NSF Award Abstract - #0210438 | AWSFL008-DS3 |
NSF Org | ECS |
Latest Amendment Date | August 14, 2002 |
Award Number | 0210438 |
Award Instrument | Standard Grant |
Program Manager |
Filbert J. Bartoli ECS DIV OF ELECTRICAL AND COMMUNICATIONS SYS ENG DIRECTORATE FOR ENGINEERING |
Start Date | August 15, 2002 |
Expires | July 31, 2004 (Estimated) |
Expected Total Amount | $85000 (Estimated) |
Investigator |
Igor Smolyaninov smoly@eng.umd.edu (Principal Investigator current) Klaus Edinger (Co-Principal Investigator current) John Melngailis (Co-Principal Investigator current) Christopher C. Davis (Co-Principal Investigator current) |
Sponsor |
U of MD College Park 3112 Lee Building College Park, MD 207425141 301/405-6269 |
NSF Program | 1517 ELECT, PHOTONICS, & DEVICE TEC |
Field Application | 0206000 Telecommunications |
Program Reference Code | 0000,1676,OTHR, |
This proposal was received in response to Nanoscale Science and Engineering initiative, NSF 01-157, category NER. Strong evidence of a single-photon tunneling effect, a direct analog of single-electron tunneling, has been obtained recently in our measurements of light tunneling through individual subwavelength pinholes in a thick gold film covered with a layer of polydiacetylene.

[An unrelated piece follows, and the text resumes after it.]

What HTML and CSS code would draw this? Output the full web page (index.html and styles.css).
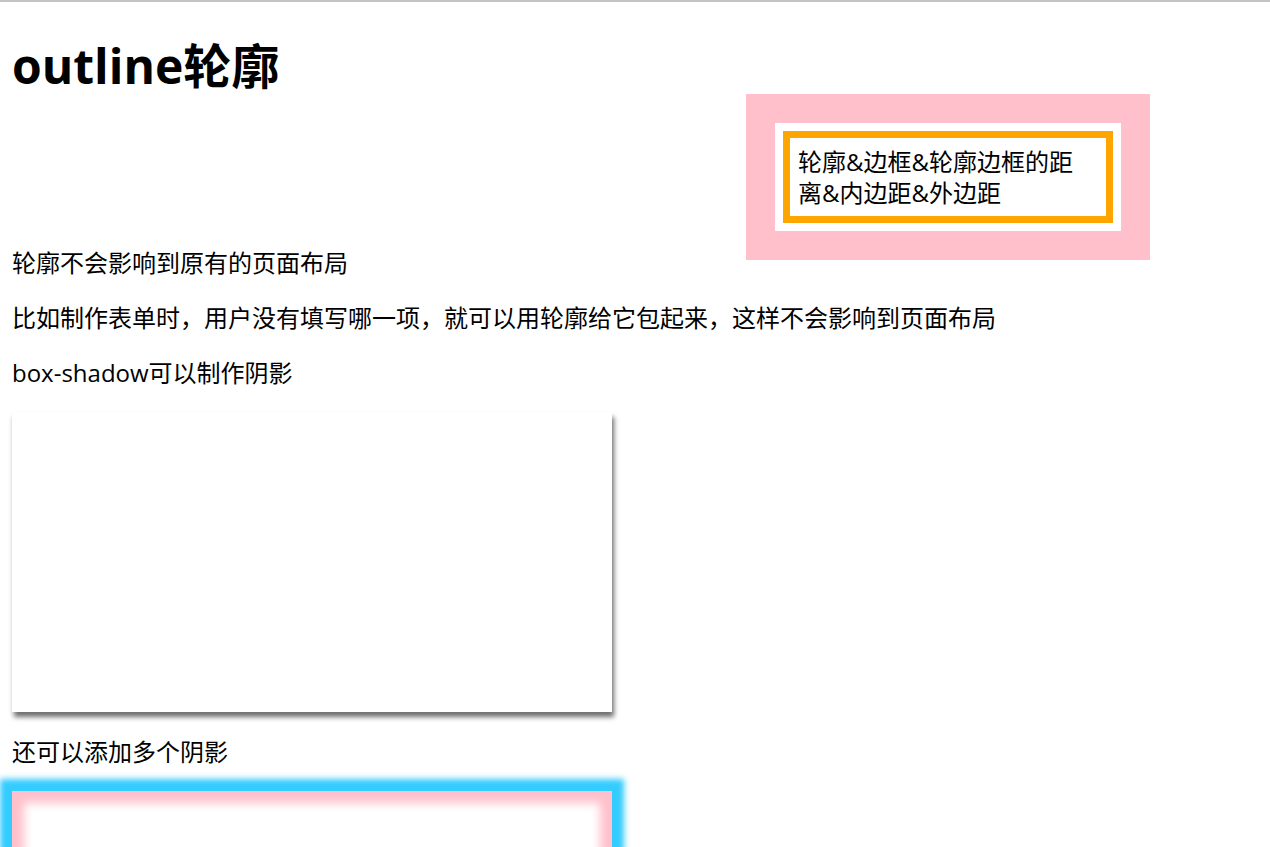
FILE: index.html
```html
<!DOCTYPE html>
<html lang="zh">
<head>
<meta charset="utf-8">
<title>outline轮廓</title>
<link rel="stylesheet" href="styles.css">
</head>
<body>
<h1 class="title">outline轮廓</h1>
<div class="outline-box">轮廓&amp;边框&amp;轮廓边框的距<br>离&amp;内边距&amp;外边距</div>
<p class="text">轮廓不会影响到原有的页面布局</p>
<p class="text">比如制作表单时，用户没有填写哪一项，就可以用轮廓给它包起来，这样不会影响到页面布局</p>
<p class="text">box-shadow可以制作阴影</p>
<div class="shadow-box"></div>
<p class="text">还可以添加多个阴影</p>
<div class="multi-shadow-box"></div>
</body>
</html>
```

FILE: styles.css
```css
html {
  border-top: 2px solid #c4c4c4;
  background: #fff;
}
body {
  margin: 0;
  padding: 0 12px;
  font-family: "Open Sans", "Noto Sans CJK SC", sans-serif;
  color: #000;
  overflow: hidden;
}
.title {
  margin: 32px 0 34px;
  font-size: 48px;
  line-height: 63px;
  font-weight: 700;
}
.outline-box {
  width: 300px;
  margin-left: 771px;
  padding: 8px;
  border: 7px solid #ffa500;
  outline: 29px solid #ffc0cb;
  outline-offset: 8px;
  font-size: 24px;
  line-height: 31px;
}
.text {
  margin: 24px 0;
  font-size: 24px;
  line-height: 31px;
}
.shadow-box {
  width: 600px;
  height: 300px;
  background: #fff;
  box-shadow: 2px 5px 5px #6e6e6e;
}
.multi-shadow-box {
  width: 600px;
  height: 300px;
  background: #fff;
  box-shadow: 0 0 6px 12px #33ccff, inset 0 0 10px 12px #ffc0cb;
}
```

The transmission of some pinholes reached saturation because of the optical nonlinearity of polydiacetylene at a very low light intensity of a few thousands photons per second. This result has been explained theoretically in terms of "photon blockade", similar to the Coulomb blockade phenomenon observed in single-electron tunneling experiments. The single-photon tunneling effect may find many applications in the emerging fields of quantum communication and information processing. The experiments reported so far have been performed for random pinholes that are naturally present in thin metal films. There is no detailed knowledge on the shape and size of the pinholes necessary to produce this effect under controlled conditions, which severely limits advancement of the theoretical description of the effect and its possible applications. We propose to expand these experiments to study single-photon tunneling effect in well-controlled geometries, by making use of ion-beam milling fabrication techniques. Based on this research we are going to explore a number of novel device ideas in the areas of optical communications and quantum optics.